Andrea Galvez, UFCW-Canada at El Super picket December4, 2014 640x378

This short video introduces how workers across borders, from Mexico, Canada and the US are banding together.  Visiting leaders form Mexico and Canada joined a picket line in front of El Super #13, an American grocery chain owned by a Mexican conglomerate.  United Food and Commercial Workers (UFCW) Local 770 organized the event last December in conjunction with a two day event hosted by the UCLA Labor Center “Solidarity from the Ground Up: An Organizers’ Tri-national Exchange.” Representatives from the agricultural, energy, steel, mining, recycling, and auto parts industries shared strategies and promoted a culture of unity among trade unionists.
The Institute for Transnational Social Change (ITSC), a project of the UCLA Labor Center’s Global Solidarity, coordinated the delegation.
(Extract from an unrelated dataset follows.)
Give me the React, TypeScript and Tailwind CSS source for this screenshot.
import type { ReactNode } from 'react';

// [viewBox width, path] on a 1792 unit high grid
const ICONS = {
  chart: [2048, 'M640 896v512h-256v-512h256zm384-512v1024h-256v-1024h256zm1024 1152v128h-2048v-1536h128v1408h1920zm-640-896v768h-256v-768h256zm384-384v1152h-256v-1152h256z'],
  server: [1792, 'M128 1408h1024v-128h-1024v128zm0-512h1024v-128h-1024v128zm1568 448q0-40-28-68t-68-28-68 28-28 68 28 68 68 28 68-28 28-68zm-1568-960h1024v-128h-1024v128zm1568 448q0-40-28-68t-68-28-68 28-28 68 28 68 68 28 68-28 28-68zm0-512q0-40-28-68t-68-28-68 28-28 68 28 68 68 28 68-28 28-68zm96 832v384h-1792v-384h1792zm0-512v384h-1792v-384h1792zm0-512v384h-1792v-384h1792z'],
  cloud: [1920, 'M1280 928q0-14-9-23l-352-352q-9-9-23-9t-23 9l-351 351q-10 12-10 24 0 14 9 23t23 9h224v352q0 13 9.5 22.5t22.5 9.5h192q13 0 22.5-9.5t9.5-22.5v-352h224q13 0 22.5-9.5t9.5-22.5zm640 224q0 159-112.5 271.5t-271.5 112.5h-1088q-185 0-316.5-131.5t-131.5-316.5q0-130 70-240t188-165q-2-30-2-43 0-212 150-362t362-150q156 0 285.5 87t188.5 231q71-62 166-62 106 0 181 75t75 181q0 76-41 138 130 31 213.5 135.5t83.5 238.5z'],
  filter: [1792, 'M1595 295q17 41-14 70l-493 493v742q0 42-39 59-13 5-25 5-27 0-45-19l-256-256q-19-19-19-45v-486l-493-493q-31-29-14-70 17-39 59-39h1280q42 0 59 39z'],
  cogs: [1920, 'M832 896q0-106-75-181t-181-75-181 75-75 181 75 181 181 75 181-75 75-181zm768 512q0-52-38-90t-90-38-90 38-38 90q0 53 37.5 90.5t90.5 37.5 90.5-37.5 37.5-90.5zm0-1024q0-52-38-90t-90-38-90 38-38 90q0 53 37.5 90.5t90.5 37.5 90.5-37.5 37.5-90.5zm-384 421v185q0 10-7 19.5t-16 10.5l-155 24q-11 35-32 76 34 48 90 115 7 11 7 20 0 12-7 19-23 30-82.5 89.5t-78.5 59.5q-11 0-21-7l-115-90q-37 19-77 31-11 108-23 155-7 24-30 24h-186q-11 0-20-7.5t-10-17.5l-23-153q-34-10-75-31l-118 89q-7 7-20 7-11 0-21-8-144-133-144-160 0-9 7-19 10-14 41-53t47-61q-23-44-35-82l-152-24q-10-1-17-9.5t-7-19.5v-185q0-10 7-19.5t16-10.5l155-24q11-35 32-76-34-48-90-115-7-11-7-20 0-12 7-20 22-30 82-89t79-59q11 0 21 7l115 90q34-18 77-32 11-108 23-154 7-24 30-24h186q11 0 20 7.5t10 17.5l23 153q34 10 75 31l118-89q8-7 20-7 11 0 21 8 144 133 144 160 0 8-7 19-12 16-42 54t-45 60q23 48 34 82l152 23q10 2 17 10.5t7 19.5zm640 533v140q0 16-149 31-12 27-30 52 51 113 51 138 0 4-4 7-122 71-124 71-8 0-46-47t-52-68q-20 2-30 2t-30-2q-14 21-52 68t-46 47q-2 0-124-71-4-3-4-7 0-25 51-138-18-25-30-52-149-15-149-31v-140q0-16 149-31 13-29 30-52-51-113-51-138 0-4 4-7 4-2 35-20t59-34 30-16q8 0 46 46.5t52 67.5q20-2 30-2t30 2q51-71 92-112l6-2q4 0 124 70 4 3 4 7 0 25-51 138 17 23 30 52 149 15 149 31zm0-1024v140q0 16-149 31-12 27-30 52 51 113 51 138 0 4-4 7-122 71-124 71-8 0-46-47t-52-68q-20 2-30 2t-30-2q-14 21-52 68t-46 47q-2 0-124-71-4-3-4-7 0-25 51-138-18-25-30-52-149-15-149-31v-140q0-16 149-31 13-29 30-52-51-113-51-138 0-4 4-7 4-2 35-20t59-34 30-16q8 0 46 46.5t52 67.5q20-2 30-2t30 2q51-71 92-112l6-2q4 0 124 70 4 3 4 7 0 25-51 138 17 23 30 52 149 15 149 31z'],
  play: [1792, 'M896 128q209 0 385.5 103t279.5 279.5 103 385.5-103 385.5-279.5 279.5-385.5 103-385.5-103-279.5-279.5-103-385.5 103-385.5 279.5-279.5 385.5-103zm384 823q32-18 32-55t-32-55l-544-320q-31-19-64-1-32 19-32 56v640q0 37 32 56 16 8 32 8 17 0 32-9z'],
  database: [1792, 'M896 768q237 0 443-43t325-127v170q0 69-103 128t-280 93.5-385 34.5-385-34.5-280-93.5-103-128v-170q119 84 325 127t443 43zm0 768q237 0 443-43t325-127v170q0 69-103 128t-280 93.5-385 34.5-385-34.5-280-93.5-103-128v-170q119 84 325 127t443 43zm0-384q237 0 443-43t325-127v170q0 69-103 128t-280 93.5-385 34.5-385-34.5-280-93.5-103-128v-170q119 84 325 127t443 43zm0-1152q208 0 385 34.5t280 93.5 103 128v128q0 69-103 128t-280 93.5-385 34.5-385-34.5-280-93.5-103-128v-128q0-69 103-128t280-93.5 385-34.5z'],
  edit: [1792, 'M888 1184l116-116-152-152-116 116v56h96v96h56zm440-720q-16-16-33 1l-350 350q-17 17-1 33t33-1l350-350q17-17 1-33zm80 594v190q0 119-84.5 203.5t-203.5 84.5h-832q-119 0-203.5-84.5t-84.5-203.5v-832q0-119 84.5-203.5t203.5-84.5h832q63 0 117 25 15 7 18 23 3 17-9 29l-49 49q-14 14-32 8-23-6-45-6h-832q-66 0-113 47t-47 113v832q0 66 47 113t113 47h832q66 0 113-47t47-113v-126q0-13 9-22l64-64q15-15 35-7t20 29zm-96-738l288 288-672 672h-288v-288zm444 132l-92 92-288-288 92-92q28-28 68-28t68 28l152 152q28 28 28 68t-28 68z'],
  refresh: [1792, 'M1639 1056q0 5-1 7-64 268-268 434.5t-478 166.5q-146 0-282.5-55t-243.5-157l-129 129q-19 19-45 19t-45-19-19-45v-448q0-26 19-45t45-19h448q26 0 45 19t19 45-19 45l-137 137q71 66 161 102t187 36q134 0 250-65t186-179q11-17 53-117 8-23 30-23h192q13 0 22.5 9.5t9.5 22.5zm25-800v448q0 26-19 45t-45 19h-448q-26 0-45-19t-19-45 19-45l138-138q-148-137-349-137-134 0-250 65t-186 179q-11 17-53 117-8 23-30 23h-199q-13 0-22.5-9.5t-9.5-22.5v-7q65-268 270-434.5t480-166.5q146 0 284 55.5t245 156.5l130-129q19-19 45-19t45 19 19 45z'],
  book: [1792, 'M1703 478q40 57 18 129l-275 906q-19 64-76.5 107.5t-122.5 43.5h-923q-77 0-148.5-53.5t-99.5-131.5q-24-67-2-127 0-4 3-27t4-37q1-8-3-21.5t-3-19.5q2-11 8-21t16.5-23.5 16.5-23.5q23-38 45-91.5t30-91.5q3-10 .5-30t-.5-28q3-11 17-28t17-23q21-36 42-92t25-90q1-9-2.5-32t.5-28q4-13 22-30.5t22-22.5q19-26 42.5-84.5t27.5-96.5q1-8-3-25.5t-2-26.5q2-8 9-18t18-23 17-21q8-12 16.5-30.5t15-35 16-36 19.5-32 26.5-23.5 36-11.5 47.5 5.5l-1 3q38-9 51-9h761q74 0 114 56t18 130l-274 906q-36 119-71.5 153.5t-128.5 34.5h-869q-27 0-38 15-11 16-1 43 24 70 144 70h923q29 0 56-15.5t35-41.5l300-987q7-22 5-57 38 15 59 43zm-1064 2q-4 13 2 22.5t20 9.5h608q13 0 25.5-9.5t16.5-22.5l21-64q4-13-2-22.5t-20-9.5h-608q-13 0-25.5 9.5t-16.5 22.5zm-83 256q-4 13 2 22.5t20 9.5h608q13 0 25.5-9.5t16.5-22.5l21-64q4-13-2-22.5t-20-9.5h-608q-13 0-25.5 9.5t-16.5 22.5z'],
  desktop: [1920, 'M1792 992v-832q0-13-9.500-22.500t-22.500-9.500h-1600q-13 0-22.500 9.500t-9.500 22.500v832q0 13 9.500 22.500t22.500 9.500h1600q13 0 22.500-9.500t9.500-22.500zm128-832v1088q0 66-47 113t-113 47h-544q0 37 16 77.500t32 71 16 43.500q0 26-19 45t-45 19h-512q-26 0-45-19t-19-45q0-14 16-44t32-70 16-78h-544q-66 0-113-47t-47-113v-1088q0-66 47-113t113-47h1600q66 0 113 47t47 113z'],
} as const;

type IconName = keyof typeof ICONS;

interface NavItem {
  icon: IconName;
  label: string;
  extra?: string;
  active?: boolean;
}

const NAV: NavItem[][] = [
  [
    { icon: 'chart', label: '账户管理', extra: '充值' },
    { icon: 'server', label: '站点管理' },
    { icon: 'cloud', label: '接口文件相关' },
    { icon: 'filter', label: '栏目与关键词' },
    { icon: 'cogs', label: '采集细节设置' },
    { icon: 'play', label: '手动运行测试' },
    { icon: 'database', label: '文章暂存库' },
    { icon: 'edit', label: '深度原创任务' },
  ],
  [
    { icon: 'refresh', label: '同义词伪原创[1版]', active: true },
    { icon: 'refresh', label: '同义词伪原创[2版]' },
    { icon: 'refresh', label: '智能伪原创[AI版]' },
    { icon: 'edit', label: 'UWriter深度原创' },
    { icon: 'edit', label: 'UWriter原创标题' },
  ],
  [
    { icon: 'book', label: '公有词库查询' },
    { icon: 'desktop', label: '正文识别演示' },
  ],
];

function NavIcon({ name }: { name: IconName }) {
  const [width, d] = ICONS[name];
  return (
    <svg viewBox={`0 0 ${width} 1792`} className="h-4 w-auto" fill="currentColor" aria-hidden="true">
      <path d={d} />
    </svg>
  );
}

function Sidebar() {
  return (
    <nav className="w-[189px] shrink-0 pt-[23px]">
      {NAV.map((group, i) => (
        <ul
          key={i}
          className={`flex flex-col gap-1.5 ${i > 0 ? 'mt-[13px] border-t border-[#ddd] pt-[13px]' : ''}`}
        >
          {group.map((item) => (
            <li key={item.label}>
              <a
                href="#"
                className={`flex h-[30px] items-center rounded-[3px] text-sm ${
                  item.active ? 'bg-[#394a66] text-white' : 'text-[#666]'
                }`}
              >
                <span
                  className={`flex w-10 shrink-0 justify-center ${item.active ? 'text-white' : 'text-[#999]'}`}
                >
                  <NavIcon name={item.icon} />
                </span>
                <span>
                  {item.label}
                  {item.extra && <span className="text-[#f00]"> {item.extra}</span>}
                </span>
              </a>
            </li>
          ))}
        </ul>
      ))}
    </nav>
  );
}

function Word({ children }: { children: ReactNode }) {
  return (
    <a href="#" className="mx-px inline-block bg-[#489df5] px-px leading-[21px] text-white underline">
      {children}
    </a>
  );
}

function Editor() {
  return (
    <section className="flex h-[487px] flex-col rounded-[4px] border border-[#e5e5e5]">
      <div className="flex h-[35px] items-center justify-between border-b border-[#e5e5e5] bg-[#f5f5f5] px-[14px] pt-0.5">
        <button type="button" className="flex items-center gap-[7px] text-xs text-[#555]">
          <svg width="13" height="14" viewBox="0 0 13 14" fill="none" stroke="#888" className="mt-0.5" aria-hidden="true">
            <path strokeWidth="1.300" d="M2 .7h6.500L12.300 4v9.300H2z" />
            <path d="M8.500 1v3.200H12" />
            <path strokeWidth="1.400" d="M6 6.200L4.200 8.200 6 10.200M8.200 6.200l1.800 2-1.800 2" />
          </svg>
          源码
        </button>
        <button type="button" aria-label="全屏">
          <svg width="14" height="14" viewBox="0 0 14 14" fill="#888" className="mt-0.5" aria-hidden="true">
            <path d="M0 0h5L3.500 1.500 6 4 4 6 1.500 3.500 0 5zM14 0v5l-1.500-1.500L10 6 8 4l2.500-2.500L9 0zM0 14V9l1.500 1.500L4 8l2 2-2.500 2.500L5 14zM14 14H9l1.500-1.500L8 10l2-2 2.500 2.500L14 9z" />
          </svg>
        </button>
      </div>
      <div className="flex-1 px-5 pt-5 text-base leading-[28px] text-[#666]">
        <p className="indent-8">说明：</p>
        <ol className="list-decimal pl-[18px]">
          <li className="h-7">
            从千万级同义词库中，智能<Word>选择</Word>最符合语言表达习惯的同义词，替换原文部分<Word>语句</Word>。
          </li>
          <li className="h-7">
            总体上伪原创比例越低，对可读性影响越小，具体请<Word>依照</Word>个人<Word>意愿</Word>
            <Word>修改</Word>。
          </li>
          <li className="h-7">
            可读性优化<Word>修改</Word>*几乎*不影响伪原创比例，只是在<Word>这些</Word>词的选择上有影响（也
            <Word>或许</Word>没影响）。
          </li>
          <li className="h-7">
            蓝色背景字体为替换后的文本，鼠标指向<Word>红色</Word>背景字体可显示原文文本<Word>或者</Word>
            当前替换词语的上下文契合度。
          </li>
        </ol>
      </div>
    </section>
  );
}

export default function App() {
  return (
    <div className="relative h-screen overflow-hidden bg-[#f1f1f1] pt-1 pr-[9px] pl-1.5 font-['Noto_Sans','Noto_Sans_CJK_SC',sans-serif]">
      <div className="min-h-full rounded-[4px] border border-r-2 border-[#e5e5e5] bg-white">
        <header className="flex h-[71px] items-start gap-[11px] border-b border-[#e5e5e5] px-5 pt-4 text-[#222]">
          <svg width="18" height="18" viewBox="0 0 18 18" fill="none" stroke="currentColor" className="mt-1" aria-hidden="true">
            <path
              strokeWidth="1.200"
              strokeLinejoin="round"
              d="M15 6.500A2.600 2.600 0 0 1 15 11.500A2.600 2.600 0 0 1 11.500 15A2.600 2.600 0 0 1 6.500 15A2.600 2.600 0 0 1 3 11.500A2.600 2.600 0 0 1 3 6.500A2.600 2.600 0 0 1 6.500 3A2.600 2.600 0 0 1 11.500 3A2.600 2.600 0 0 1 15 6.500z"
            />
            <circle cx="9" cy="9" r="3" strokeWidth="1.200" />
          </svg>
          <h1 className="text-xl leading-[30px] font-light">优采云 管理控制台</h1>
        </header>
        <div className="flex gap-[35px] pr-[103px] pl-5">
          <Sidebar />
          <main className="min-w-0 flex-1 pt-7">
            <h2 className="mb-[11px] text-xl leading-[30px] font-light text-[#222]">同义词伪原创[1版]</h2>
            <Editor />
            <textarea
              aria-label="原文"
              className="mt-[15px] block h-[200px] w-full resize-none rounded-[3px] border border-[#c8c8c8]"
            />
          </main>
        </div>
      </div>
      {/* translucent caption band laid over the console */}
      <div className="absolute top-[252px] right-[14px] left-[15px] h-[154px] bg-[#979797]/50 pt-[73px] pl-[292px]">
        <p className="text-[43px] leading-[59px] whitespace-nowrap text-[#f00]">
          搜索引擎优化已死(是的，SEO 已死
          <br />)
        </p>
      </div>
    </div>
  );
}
ITSC serves as a hub for cross-border collaboration among independent unions, worker centers, NGOs, and academic research centers. Global Solidarity aims to increase opportunities for low-wage workers to access programs that promote leadership development, conduct health and safety trainings, and build organizational capacity.
The video highlights members of this international delegation, many of whom have been organizing across borders for decades. Their pledge of solidarity has a multiplier effect, linking local struggles by strengthening ties across the globe.